** start of Dataset records **

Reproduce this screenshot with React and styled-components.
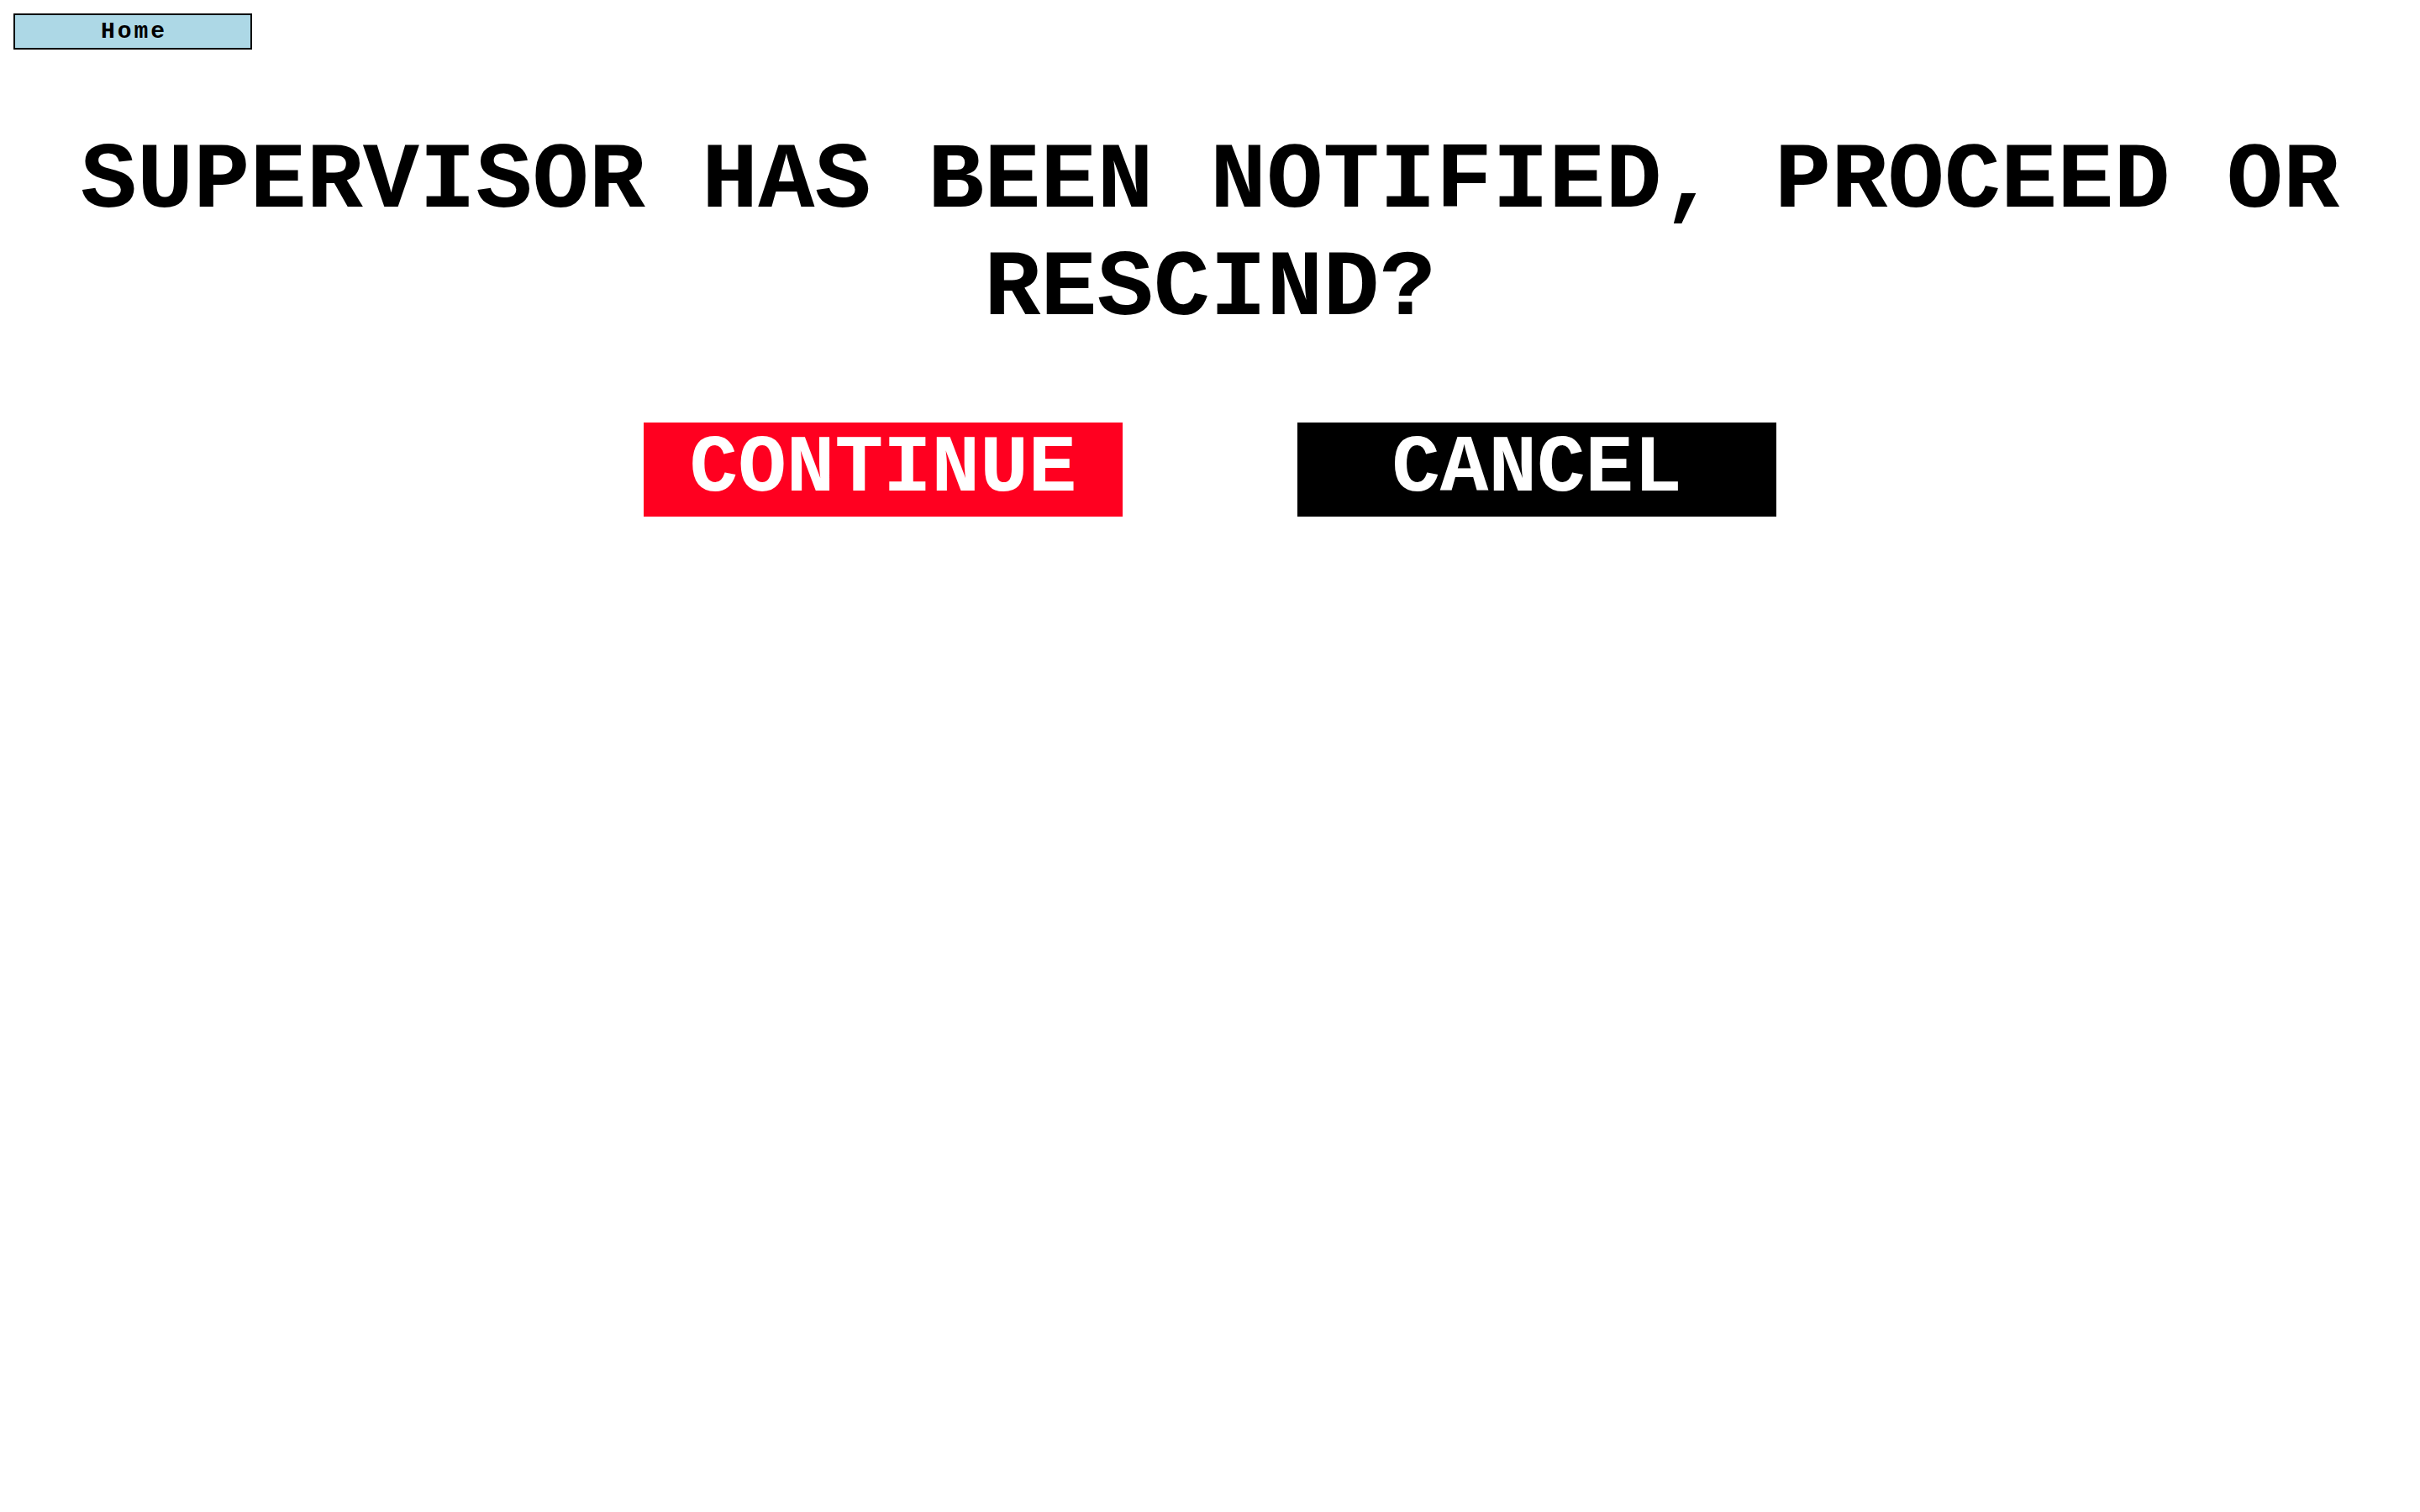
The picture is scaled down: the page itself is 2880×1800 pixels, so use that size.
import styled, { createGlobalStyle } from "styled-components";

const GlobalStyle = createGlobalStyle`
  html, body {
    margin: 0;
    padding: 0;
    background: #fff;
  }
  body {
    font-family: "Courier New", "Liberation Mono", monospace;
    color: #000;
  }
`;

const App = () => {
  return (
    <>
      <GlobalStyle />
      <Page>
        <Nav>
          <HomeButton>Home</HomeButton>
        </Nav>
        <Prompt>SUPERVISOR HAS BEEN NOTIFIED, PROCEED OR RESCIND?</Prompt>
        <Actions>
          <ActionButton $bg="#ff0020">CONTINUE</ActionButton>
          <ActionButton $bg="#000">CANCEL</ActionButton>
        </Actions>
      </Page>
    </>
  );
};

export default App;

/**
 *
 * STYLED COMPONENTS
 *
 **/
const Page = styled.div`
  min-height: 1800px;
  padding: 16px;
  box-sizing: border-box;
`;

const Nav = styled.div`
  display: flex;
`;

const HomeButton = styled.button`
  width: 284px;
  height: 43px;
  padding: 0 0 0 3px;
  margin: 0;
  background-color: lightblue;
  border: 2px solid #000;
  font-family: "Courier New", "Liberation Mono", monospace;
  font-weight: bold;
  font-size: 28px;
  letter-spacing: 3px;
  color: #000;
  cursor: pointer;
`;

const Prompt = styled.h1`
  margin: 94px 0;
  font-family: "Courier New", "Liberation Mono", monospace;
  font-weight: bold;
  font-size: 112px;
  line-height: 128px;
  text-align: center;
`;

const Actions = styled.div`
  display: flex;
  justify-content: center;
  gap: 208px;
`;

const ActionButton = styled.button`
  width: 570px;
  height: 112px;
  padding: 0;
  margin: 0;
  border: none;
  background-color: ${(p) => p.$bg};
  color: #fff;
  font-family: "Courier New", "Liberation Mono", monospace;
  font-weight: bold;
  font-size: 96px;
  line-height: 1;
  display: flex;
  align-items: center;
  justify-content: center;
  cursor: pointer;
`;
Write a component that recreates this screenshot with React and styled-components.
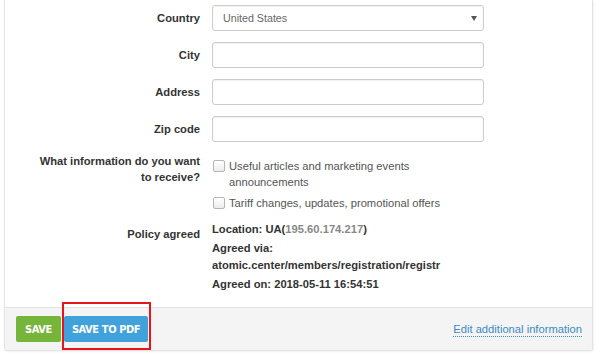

** end of Dataset records **

## What to work on
Transcribe the whole listing exactly. Pictures are excluded.

## Result
Reproduce this screenshot with React and styled-components.
The picture is scaled down: the page itself is 2880×1800 pixels, so use that size.
import styled, { createGlobalStyle } from "styled-components";

const GlobalStyle = createGlobalStyle`
  html, body {
    margin: 0;
    padding: 0;
    background: #fff;
  }
  body {
    font-family: "Courier New", "Liberation Mono", monospace;
    color: #000;
  }
`;

const App = () => {
  return (
    <>
      <GlobalStyle />
      <Page>
        <Nav>
          <HomeButton>Home</HomeButton>
        </Nav>
        <Prompt>SUPERVISOR HAS BEEN NOTIFIED, PROCEED OR RESCIND?</Prompt>
        <Actions>
          <ActionButton $bg="#ff0020">CONTINUE</ActionButton>
          <ActionButton $bg="#000">CANCEL</ActionButton>
        </Actions>
      </Page>
    </>
  );
};

export default App;

/**
 *
 * STYLED COMPONENTS
 *
 **/
const Page = styled.div`
  min-height: 1800px;
  padding: 16px;
  box-sizing: border-box;
`;

const Nav = styled.div`
  display: flex;
`;

const HomeButton = styled.button`
  width: 284px;
  height: 43px;
  padding: 0 0 0 3px;
  margin: 0;
  background-color: lightblue;
  border: 2px solid #000;
  font-family: "Courier New", "Liberation Mono", monospace;
  font-weight: bold;
  font-size: 28px;
  letter-spacing: 3px;
  color: #000;
  cursor: pointer;
`;

const Prompt = styled.h1`
  margin: 94px 0;
  font-family: "Courier New", "Liberation Mono", monospace;
  font-weight: bold;
  font-size: 112px;
  line-height: 128px;
  text-align: center;
`;

const Actions = styled.div`
  display: flex;
  justify-content: center;
  gap: 208px;
`;

const ActionButton = styled.button`
  width: 570px;
  height: 112px;
  padding: 0;
  margin: 0;
  border: none;
  background-color: ${(p) => p.$bg};
  color: #fff;
  font-family: "Courier New", "Liberation Mono", monospace;
  font-weight: bold;
  font-size: 96px;
  line-height: 1;
  display: flex;
  align-items: center;
  justify-content: center;
  cursor: pointer;
`;
Write a component that recreates this screenshot with React and styled-components.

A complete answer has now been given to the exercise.